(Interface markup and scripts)
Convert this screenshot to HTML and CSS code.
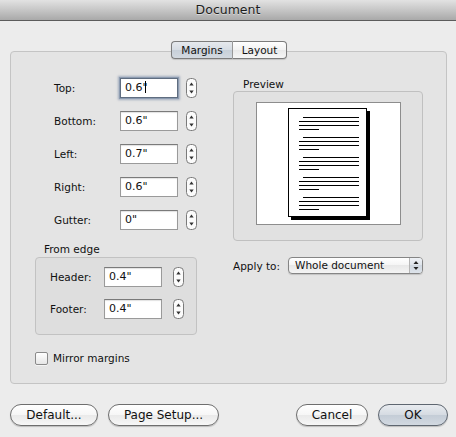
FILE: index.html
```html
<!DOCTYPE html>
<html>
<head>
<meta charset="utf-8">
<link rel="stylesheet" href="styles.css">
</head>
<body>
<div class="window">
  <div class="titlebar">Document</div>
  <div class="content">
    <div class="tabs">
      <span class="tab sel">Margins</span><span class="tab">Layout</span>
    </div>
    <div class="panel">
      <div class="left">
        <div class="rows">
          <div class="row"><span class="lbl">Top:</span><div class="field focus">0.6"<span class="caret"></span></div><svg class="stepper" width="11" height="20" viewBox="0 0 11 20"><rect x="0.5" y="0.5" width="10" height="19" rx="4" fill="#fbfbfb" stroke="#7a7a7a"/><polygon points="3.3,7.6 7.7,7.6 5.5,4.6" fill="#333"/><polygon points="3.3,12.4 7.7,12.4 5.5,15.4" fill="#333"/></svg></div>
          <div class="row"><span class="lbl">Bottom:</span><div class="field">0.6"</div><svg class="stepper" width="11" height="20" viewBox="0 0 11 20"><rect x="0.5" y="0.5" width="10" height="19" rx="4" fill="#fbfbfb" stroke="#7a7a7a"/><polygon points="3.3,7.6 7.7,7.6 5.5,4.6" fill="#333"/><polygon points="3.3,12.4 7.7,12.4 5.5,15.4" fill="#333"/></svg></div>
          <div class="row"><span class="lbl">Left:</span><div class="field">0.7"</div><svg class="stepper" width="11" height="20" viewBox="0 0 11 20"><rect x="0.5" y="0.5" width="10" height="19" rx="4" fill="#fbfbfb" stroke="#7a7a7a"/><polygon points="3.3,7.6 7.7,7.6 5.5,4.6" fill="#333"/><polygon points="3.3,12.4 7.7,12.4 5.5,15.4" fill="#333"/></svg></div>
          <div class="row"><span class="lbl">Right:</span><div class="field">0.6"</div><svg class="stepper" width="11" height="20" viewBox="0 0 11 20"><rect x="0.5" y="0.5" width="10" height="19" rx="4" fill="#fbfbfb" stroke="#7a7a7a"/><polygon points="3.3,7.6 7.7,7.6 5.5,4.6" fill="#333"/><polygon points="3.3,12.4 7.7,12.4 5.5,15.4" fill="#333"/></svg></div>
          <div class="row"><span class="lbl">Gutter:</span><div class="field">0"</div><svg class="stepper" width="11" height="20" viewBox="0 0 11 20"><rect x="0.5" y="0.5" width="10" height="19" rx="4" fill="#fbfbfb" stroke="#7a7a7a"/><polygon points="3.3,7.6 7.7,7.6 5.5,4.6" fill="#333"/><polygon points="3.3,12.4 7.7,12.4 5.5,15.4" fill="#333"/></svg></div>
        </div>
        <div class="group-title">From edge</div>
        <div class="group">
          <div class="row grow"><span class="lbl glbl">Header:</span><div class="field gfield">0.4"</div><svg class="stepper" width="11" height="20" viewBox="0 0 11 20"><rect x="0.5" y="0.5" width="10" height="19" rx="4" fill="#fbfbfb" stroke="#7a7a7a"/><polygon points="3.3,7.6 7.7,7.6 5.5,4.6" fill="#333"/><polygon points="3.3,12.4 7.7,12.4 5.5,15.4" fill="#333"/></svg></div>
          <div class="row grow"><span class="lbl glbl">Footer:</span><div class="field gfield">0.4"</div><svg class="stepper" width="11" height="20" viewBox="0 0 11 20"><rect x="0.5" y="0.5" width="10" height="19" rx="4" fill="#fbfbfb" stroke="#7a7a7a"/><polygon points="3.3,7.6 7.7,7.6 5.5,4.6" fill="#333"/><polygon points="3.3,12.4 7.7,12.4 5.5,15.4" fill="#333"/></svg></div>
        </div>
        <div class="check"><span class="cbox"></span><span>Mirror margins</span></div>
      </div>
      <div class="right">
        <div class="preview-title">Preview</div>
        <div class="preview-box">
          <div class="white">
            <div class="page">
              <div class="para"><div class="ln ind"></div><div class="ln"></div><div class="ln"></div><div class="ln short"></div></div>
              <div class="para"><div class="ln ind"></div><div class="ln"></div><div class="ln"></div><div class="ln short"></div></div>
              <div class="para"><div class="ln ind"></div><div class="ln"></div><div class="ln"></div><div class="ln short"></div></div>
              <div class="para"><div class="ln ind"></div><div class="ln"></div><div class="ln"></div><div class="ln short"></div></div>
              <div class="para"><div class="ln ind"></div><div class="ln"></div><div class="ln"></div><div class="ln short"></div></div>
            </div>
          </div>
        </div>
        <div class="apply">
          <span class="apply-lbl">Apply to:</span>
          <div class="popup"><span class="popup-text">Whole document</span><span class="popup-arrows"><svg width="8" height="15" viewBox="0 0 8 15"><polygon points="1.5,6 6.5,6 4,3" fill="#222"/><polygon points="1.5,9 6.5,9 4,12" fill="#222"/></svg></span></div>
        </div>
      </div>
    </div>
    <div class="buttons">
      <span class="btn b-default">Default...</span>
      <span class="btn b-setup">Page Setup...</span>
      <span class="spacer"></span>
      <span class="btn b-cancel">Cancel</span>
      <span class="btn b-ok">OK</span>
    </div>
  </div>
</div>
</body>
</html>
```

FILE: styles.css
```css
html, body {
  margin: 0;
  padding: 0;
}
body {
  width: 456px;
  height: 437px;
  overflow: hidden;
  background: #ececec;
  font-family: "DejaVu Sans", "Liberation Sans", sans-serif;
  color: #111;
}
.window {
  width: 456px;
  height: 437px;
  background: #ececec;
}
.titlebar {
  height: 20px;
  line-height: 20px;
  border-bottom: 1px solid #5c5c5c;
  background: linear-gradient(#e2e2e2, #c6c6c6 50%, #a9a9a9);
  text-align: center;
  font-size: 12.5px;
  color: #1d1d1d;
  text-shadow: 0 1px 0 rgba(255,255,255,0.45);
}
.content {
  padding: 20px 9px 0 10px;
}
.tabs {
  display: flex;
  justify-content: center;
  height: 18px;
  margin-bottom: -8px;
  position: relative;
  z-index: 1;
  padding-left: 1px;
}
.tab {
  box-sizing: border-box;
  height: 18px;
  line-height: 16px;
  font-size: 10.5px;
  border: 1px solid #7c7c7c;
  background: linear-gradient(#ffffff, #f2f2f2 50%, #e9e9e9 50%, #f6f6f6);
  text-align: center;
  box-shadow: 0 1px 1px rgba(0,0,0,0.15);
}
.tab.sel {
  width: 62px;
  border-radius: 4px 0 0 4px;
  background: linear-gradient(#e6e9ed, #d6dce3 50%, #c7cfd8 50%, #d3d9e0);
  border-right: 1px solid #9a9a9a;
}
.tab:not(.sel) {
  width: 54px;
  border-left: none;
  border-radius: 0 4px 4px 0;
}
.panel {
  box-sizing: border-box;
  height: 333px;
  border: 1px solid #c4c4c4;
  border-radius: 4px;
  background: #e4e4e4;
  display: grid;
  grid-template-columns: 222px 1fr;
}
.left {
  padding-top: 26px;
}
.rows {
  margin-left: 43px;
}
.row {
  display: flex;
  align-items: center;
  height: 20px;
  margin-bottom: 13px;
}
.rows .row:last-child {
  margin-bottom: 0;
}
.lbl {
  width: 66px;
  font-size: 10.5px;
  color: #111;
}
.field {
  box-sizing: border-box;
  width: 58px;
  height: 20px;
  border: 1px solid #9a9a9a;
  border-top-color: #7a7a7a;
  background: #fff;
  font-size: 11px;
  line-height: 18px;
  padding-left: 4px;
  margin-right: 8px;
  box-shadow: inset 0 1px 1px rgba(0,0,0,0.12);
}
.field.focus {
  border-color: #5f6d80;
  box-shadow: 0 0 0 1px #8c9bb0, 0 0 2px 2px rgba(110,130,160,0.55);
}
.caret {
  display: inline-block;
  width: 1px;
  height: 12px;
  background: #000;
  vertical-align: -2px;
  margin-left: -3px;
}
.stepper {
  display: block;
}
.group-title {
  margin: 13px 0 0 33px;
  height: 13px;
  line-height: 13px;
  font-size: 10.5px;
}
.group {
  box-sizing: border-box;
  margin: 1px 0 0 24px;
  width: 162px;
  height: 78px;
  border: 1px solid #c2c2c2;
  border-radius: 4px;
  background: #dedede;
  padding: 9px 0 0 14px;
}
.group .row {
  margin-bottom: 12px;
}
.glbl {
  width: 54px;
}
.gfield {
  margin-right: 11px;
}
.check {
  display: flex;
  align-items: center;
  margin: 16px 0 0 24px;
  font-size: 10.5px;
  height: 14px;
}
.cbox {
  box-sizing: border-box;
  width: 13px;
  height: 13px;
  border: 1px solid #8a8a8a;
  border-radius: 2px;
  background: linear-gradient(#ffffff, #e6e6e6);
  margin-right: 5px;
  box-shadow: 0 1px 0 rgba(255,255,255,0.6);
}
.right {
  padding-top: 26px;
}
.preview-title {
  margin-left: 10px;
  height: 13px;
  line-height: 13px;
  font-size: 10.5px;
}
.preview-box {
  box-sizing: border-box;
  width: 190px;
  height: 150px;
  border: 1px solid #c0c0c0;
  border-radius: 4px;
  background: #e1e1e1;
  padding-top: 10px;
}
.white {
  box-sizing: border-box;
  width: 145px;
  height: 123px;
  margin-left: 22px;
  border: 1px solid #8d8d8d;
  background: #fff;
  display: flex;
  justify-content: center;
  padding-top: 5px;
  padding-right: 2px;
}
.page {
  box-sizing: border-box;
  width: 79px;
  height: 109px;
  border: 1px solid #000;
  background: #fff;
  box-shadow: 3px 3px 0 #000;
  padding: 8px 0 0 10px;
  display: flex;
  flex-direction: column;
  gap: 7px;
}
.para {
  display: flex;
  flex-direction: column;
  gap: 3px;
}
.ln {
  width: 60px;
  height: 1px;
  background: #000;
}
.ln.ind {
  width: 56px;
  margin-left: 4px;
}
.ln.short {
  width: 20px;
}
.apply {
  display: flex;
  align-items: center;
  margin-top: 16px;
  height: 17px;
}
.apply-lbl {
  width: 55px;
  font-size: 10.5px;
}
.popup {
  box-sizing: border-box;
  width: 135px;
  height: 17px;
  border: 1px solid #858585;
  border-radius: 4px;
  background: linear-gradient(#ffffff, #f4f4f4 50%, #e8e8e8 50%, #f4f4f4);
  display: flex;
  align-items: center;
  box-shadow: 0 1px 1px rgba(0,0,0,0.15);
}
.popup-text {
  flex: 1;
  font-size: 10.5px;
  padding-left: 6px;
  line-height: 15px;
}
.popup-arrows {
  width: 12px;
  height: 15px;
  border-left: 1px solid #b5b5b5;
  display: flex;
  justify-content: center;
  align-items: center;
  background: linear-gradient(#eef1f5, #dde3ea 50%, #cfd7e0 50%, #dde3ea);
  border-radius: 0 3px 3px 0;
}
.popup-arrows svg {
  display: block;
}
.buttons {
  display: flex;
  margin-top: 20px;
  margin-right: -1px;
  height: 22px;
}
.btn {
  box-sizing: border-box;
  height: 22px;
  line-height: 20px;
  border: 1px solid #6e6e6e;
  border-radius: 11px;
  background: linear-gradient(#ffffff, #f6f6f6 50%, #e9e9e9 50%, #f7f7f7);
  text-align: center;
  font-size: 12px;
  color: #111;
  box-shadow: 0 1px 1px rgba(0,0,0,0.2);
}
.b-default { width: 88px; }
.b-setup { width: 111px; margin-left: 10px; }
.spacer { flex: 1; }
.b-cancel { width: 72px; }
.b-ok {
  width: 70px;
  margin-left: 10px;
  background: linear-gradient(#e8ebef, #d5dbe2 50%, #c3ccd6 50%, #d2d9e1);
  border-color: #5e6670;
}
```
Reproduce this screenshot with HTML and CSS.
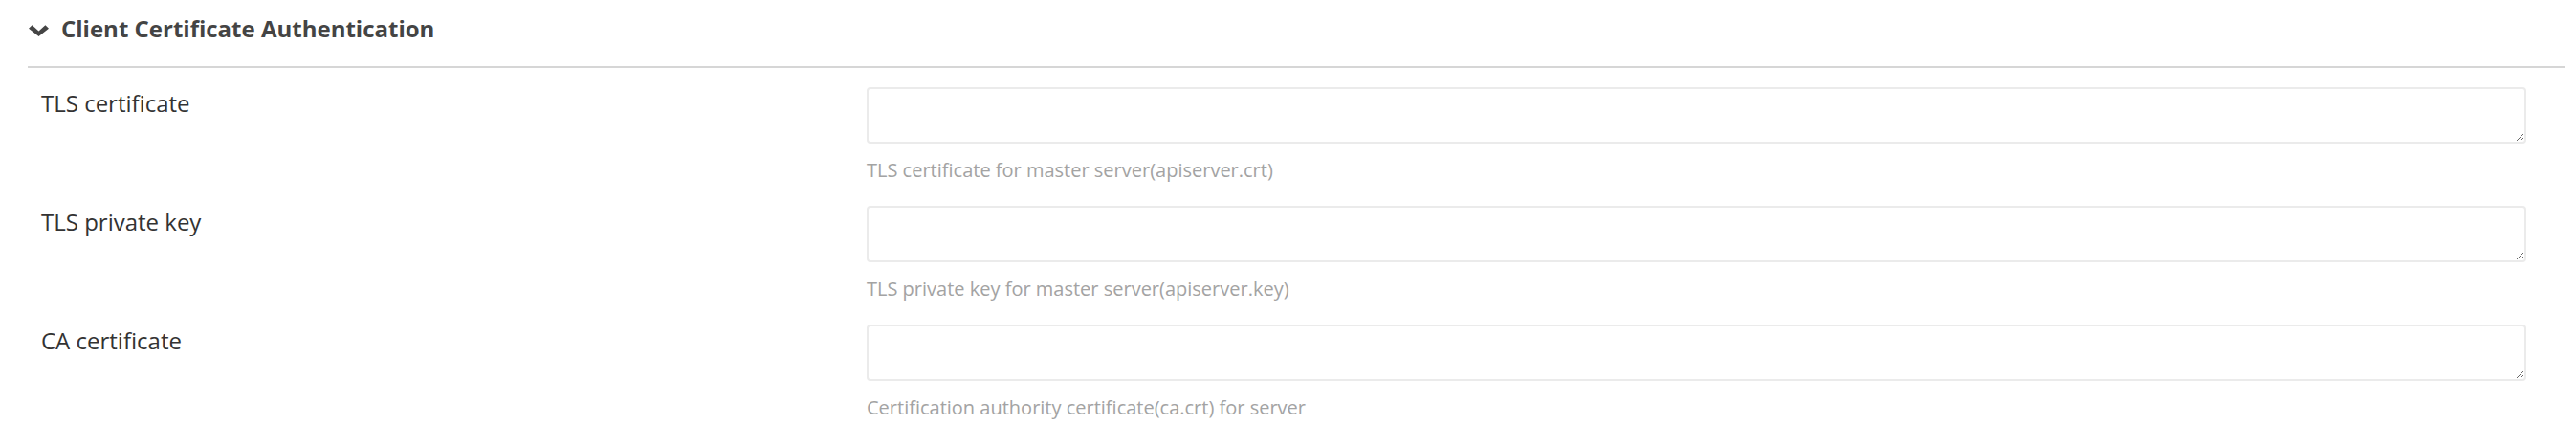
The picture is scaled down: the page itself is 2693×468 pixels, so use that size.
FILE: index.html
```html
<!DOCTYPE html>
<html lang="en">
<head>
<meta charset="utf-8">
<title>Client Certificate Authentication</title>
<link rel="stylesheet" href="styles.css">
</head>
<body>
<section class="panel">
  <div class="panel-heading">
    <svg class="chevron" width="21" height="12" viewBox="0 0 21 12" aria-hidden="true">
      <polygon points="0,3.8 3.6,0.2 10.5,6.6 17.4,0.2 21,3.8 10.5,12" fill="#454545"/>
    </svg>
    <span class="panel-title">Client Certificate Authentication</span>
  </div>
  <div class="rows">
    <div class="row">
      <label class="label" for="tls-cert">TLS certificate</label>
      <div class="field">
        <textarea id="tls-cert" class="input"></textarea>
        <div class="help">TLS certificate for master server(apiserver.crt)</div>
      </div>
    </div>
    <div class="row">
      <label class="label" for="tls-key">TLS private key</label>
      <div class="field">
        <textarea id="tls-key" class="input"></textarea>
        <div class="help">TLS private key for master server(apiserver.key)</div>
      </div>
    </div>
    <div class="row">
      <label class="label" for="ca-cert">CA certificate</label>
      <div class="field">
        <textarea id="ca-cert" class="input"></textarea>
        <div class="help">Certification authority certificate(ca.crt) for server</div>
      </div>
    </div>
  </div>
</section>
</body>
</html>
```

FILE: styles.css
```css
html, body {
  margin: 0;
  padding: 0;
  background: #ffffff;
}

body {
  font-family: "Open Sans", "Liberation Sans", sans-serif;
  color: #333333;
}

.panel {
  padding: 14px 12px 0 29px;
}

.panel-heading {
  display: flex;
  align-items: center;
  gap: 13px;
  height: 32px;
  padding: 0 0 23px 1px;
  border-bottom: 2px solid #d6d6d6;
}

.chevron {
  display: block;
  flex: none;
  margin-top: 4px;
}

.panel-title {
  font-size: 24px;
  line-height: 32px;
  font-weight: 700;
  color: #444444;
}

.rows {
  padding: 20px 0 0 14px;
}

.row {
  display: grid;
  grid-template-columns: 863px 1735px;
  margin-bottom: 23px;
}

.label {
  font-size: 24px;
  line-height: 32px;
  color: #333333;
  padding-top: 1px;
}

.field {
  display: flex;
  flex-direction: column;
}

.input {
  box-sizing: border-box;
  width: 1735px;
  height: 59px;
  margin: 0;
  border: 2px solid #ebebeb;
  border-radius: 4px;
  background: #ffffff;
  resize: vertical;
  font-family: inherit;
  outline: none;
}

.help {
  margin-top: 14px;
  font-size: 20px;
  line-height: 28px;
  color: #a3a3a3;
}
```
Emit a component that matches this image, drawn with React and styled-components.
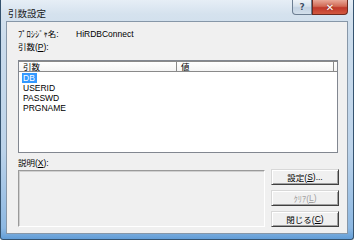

• [Your goal] Extract, from the listing above, every line where the string "that" occurs.

• [Reply]
The picture is scaled down: the page itself is 2693×468 pixels, so use that size.
Emit a component that matches this image, drawn with React and styled-components.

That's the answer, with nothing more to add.